In presenting what she called the "health check" in Strasbourg, France, Tuesday, European agricultural commissioner Mariann Fischer Boel said it aims to modernize and streamline agriculture in the 27-member European Union and give farmers greater freedom.

"When we started preparing our health check we were in a completely different time, but recently we have seen prices going up, we have seen new challenges coming up -- energy, climate change," she said. "So I think we are very timely with our new proposal that meets exactly the new requirements of the public."

Among other proposals, the EU plan would reduce subsidies for larger European farms in favor of underwriting smaller rural development projects. It would also move away from traditional subsidies and production quotas - and eventually scrap a practice of making farmers set aside 10 percent of their land due to overproduction.

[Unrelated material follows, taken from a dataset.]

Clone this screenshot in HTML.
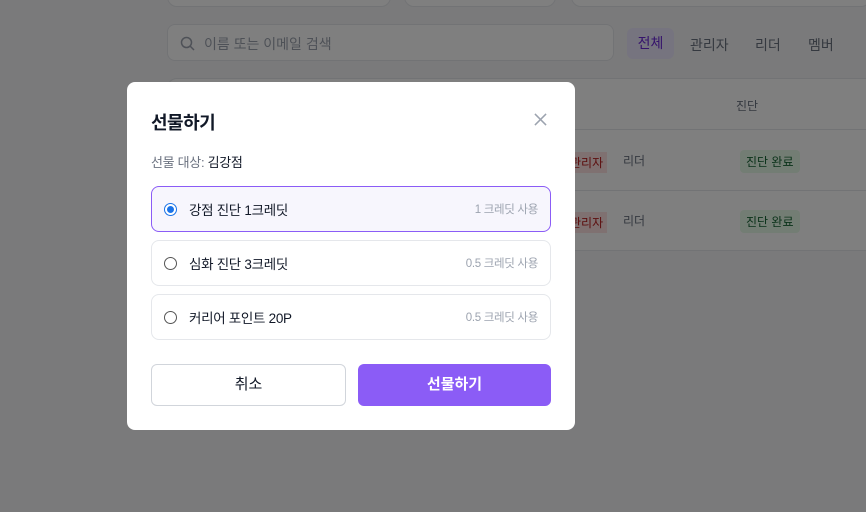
<!DOCTYPE html>
<html><head><meta charset="utf-8"><style>
*{box-sizing:border-box;margin:0;padding:0}
body{width:866px;height:512px;overflow:hidden;background:#f5f5f6;font-family:"Liberation Sans","Noto Sans CJK KR",sans-serif;position:relative}
.a{position:absolute}
.card{background:#fff;border:1px solid #e5e7eb;border-radius:10px}
.ov{position:absolute;inset:0;background:rgba(0,0,0,0.5)}
.opt{position:absolute;left:24px;width:400px;height:46px;border:1px solid #e5e7eb;border-radius:8px;display:flex;align-items:center;padding:0 12px;font-size:13.5px;color:#111827;letter-spacing:-0.3px}
.opt .r{width:13px;height:13px;border:1px solid #555;border-radius:50%;margin-right:12px}
.opt .s{margin-left:auto;font-size:11.5px;color:#9ca3af;letter-spacing:-0.3px}
</style></head><body>
<div class="a card" style="left:167px;top:-20px;width:224px;height:27px"></div>
<div class="a card" style="left:404px;top:-20px;width:152px;height:27px"></div>
<div class="a card" style="left:571px;top:-20px;width:300px;height:27px"></div>
<div class="a card" style="left:167px;top:24px;width:447px;height:37px;border-radius:8px;font-size:14px;color:#9ca3af;padding:9px 0 0 36px">이름 또는 이메일 검색
<svg class="a" style="left:12px;top:11px" width="15" height="15" viewBox="0 0 15 15" fill="none" stroke="#9ca3af" stroke-width="1.5"><circle cx="6.5" cy="6.5" r="5"/><path d="M10 10l4 4"/></svg></div>
<div class="a" style="left:627px;top:28px;width:47px;height:31px;background:#ede9fe;border-radius:6px;color:#6d28d9;font-size:14px;text-align:center;line-height:31px">전체</div>
<div class="a" style="left:690px;top:35px;font-size:14px;color:#6b7280">관리자</div>
<div class="a" style="left:755px;top:35px;font-size:14px;color:#6b7280">리더</div>
<div class="a" style="left:808px;top:35px;font-size:14px;color:#6b7280">멤버</div>
<div class="a card" style="left:167px;top:78px;width:720px;height:173px;border-radius:10px;overflow:hidden">
<div class="a" style="left:0;top:50px;width:720px;border-top:1px solid #e5e7eb"></div>
<div class="a" style="left:0;top:111px;width:720px;border-top:1px solid #e5e7eb"></div>
<div class="a" style="left:568px;top:18px;font-size:12px;color:#6b7280">진단</div>
<div class="a" style="left:395px;top:18px;font-size:12px;color:#6b7280">할</div>
<div class="a" style="left:398px;top:73px;font-size:12px;color:#b91c1c;background:#fee2e2;padding:2px 4px">관리자</div>
<div class="a" style="left:455px;top:73px;font-size:12px;color:#6b7280">리더</div>
<div class="a" style="left:572px;top:71px;font-size:12px;color:#166534;background:#e7fbe9;padding:3px 6px;border-radius:4px">진단 완료</div>
<div class="a" style="left:398px;top:133px;font-size:12px;color:#b91c1c;background:#fee2e2;padding:2px 4px">관리자</div>
<div class="a" style="left:455px;top:133px;font-size:12px;color:#6b7280">리더</div>
<div class="a" style="left:572px;top:131px;font-size:12px;color:#166534;background:#e7fbe9;padding:3px 6px;border-radius:4px">진단 완료</div>
</div>
<div class="ov"></div>
<div class="a" style="left:127px;top:82px;width:448px;height:348px;background:#fff;border-radius:8px">
<div class="a" style="left:24px;top:27px;font-size:18px;font-weight:bold;color:#111827;letter-spacing:-0.5px">선물하기</div>
<svg class="a" style="left:407px;top:31px" width="13" height="13" viewBox="0 0 14 14" stroke="#9ca3af" stroke-width="1.6"><path d="M1 1l12 12M13 1L1 13"/></svg>
<div class="a" style="left:24px;top:70px;font-size:13px;color:#6b7280;letter-spacing:-0.3px">선물 대상: <span style="color:#111827">김강점</span></div>
<div class="opt" style="top:104px;background:#f7f6fd;border-color:#8b5cf6"><span class="r" style="border:1.5px solid #1a73e8;background:radial-gradient(circle,#1a73e8 0 3.2px,#fff 3.7px)"></span>강점 진단 1크레딧<span class="s">1 크레딧 사용</span></div>
<div class="opt" style="top:158px"><span class="r"></span>심화 진단 3크레딧<span class="s">0.5 크레딧 사용</span></div>
<div class="opt" style="top:212px"><span class="r"></span>커리어 포인트 20P<span class="s">0.5 크레딧 사용</span></div>
<div class="a" style="left:24px;top:282px;width:195px;height:42px;border:1px solid #d1d5db;border-radius:6px;text-align:center;line-height:40px;font-size:15px;color:#111827">취소</div>
<div class="a" style="left:231px;top:282px;width:193px;height:42px;background:#8b5cf6;border-radius:6px;text-align:center;line-height:42px;font-size:15px;color:#fff;font-weight:bold">선물하기</div>
</div>
</body></html>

In order to pass, the plan needs the approval of all EU member nations along with the European Parliament. On Monday, EU agriculture ministers meeting in Brussels agreed Europe needs to increase its food production, but that does not mean the new reforms will be adopted.

A number of agricultural ministers oppose dismantling the current system of EU farm subsidies and regulation, which particularly favors countries with large agricultural sectors, such as Germany and France.

The proposals coincide with a new study by the European Commission looking into reasons for the recent world food price rises. Among other factors, the report blamed high energy costs, increasing demand for biofuels, slowing growth in cereal yields and poor harvests in key countries producing and exporting cereals for the price increases.